Initially, Einstein disputed this idea, insisting the ether was unnecessary, though later he would admit that “more careful reflection teaches us … that the special theory of relativity does not compel us to deny the ether.” Indeed, Einstein’s concept of space-time, introduced in his general theory of relativity, may be considered the ultimate ether — a highly dynamic medium whose warps, twists and bends account for the force we identify as gravity — “an ether, if ever there was one,” as Wilczek says. 

More recently, science has discovered that the material of space-time can also ring, as the world witnessed on Sept. 14, 2015, at 5:51 a.m. EDT, when a pair of instruments known as LIGO detected gravitational waves — powerful ripples in space-time, born of the merger of two black holes. 

Following his lecture, Wilczek expanded on a number of central themes in a discussion with Krauss. They traded ideas about how our new understanding of the cosmos can also inspire humans to transcend passive observation and become creators of new universes, through the intelligent manipulation of material substrates. 

For example, new two-dimensional materials like graphene (a single layer of carbon atoms) can give rise to unusual memory-bearing particles known as anions, which may one day find their way into quantum computers. Time crystals — bizarre entities inside of which time flows in circles — were also mentioned. Time crystals were originally theorized by Wilczek but have recently been shown to exist. 
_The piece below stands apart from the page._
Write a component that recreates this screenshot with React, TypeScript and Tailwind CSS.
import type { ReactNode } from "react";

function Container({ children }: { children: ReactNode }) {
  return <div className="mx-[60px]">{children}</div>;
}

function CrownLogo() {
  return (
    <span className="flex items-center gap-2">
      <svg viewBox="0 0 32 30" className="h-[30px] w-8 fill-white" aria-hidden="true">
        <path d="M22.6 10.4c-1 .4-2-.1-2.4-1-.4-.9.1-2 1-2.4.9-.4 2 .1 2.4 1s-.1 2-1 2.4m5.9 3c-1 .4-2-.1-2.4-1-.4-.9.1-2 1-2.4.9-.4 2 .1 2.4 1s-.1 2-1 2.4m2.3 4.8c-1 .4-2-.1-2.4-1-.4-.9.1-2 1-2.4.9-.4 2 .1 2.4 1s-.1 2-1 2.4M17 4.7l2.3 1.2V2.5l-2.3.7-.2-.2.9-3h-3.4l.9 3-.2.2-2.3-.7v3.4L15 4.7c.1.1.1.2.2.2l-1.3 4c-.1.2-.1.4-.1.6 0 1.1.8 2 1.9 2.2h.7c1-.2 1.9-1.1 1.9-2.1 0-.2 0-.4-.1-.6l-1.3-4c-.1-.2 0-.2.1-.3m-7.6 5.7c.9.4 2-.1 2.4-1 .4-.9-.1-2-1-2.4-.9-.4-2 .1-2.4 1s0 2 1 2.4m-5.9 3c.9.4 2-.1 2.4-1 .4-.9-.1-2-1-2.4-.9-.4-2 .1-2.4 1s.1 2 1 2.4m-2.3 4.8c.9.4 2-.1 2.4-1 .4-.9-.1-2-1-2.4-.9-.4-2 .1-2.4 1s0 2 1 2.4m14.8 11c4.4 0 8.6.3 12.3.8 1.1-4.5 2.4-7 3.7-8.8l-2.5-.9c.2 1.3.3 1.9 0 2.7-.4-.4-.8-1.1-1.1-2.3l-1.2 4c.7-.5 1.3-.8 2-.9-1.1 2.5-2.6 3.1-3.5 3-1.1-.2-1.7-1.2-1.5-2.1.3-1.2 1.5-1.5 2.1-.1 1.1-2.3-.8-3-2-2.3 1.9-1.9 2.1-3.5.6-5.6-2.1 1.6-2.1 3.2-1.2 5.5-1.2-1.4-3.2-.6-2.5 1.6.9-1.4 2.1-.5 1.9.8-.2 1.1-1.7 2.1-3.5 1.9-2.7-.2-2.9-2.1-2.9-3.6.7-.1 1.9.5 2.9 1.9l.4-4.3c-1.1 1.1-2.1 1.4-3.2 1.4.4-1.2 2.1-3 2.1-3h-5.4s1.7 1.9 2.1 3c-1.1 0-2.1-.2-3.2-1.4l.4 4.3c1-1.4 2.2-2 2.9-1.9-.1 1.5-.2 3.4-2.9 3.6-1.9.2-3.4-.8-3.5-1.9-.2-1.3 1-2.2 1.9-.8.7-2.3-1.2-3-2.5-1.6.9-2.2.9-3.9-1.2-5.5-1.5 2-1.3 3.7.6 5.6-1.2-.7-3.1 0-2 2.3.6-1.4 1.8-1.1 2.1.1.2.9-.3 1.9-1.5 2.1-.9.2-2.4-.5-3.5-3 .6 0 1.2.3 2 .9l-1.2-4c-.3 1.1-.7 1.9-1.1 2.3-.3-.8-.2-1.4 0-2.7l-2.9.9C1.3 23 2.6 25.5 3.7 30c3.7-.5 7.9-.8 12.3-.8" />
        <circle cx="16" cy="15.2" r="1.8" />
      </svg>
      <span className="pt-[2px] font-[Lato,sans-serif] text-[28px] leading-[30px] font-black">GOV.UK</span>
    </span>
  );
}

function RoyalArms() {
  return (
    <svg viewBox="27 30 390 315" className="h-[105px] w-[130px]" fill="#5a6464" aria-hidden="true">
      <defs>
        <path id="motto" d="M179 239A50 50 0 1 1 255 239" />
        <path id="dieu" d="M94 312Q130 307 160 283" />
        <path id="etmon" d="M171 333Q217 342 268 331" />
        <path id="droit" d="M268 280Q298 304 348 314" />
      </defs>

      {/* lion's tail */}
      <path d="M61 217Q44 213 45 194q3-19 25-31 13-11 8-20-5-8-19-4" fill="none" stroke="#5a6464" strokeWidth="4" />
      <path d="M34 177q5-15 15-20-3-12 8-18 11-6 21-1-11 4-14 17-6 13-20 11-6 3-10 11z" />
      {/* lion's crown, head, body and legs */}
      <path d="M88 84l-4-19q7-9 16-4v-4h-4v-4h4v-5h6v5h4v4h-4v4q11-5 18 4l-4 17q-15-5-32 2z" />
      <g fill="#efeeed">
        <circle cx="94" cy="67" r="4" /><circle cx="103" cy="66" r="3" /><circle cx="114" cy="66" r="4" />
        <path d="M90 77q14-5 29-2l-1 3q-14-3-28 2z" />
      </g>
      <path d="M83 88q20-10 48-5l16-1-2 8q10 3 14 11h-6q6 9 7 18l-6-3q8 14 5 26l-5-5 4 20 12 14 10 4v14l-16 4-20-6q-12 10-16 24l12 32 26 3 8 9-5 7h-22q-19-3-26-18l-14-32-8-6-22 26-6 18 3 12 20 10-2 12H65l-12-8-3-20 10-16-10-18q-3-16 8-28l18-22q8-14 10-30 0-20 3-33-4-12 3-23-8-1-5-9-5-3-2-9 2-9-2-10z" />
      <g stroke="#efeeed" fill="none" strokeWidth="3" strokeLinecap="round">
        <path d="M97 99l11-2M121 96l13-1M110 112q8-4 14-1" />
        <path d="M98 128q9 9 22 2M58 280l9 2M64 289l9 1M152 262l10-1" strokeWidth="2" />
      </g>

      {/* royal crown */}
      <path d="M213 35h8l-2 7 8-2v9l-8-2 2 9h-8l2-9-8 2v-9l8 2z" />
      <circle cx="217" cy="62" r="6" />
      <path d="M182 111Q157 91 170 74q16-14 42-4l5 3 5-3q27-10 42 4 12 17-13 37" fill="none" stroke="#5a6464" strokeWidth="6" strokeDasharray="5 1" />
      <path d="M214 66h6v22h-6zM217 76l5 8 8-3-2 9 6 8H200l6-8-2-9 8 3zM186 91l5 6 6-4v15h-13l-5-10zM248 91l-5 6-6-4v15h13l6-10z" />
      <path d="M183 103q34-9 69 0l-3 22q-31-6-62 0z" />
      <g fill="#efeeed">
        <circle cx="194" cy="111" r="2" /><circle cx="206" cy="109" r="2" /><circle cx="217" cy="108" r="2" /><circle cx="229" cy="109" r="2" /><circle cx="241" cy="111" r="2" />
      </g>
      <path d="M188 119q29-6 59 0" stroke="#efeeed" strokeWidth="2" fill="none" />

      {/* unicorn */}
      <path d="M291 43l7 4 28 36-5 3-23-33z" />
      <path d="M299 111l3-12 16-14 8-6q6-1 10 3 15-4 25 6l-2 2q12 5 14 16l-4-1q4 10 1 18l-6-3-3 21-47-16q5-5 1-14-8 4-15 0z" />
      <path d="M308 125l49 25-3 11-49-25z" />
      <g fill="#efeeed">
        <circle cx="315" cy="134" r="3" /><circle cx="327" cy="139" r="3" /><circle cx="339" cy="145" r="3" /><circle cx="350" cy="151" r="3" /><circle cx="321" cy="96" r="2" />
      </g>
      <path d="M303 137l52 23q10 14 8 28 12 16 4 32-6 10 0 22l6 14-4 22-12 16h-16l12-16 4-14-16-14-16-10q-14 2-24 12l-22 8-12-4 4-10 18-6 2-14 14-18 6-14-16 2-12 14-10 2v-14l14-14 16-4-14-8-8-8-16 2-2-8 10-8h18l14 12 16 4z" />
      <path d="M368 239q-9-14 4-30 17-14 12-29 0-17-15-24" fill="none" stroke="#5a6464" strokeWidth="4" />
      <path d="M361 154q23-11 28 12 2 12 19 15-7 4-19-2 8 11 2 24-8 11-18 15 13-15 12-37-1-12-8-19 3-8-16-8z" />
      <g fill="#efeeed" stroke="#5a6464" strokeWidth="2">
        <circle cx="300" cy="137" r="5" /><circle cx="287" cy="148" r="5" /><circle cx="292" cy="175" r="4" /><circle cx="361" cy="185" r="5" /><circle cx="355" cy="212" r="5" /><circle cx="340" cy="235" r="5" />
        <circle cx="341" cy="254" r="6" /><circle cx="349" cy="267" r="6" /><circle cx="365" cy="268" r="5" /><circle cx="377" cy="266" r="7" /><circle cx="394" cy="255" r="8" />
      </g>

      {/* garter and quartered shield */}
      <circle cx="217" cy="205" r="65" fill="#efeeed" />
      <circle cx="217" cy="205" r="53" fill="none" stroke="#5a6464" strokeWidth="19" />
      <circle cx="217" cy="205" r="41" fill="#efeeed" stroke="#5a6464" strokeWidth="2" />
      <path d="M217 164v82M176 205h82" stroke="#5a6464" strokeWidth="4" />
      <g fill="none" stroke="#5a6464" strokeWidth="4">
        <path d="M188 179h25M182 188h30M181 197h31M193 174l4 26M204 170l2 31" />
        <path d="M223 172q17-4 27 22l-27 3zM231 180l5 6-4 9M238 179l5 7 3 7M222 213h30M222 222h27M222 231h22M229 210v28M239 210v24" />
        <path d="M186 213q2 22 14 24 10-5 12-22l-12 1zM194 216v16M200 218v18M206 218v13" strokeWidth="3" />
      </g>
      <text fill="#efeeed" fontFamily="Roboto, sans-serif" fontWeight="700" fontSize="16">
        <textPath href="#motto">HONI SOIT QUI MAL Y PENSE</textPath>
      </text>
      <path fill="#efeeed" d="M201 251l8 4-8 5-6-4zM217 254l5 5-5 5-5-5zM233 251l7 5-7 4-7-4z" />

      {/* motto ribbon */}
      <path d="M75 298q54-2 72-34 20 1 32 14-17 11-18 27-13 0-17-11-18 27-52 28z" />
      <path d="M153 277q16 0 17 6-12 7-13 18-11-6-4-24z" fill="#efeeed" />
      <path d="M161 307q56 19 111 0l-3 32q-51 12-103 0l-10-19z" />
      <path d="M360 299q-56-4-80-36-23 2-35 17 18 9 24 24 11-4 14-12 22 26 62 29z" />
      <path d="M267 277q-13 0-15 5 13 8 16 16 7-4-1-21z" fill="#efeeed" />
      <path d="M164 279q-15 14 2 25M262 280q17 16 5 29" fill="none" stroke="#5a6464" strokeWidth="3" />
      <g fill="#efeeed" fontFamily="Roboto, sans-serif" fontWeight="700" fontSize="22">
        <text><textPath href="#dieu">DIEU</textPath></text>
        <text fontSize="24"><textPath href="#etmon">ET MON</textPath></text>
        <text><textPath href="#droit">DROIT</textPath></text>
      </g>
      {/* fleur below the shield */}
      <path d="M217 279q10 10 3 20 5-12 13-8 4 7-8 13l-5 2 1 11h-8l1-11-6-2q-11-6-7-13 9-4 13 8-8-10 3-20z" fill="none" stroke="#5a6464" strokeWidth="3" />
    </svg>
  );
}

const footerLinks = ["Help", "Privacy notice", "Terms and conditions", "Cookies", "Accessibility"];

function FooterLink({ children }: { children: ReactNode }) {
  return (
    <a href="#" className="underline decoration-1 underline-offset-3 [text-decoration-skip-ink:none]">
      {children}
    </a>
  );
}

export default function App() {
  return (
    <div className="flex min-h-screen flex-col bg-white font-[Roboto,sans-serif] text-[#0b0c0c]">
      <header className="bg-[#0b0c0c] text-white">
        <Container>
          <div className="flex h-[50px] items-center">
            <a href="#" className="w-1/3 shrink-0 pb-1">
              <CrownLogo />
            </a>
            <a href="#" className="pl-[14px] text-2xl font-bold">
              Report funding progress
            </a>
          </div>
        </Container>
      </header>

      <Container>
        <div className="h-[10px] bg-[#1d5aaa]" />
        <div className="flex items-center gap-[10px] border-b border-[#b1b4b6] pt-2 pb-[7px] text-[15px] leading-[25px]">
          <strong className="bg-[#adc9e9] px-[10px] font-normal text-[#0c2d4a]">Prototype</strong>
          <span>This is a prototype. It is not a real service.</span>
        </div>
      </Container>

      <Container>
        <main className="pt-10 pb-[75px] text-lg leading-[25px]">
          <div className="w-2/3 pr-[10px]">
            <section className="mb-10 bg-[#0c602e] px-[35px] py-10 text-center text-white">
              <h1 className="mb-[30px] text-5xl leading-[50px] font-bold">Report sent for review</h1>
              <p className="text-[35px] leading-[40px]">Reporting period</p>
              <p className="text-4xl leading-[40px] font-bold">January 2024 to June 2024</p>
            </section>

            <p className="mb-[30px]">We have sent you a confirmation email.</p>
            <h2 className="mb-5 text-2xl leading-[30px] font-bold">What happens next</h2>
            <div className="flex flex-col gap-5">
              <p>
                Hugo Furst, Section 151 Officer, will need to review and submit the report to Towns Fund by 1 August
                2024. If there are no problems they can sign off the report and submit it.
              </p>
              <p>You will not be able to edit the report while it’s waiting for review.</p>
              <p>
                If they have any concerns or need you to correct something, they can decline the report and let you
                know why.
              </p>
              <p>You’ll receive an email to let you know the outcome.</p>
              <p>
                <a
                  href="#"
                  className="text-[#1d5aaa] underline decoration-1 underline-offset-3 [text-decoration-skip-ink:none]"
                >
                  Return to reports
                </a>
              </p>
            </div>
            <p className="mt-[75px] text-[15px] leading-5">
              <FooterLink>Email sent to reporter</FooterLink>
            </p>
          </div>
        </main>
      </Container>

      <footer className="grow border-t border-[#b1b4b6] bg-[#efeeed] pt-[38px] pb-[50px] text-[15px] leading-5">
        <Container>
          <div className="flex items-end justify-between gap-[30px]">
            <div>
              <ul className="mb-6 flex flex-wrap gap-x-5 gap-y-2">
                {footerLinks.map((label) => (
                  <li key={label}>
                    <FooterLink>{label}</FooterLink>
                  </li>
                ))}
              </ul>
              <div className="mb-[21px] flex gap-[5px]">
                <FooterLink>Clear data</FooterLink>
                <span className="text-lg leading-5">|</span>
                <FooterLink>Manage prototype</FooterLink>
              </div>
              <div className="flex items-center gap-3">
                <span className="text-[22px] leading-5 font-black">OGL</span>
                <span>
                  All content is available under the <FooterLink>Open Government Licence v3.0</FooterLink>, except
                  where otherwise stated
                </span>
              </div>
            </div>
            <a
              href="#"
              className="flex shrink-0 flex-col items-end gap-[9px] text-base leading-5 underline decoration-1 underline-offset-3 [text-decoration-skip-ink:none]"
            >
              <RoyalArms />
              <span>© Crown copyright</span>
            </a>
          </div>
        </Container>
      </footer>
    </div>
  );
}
In final remarks, Krauss and Wilczek examined questions of dark matter, dark energy and the prospects for physics beyond the standard model, science’s most successful description to date of the fundamental particles and forces that are the building blocks of reality. Despite the enormous insights produced by contemporary physics, current descriptions still leave some vital questions tantalizingly out of reach. Both speakers cited the knowledge we have gained and the vast mysteries still confounding us as twin aspects of life’s inexhaustible beauty.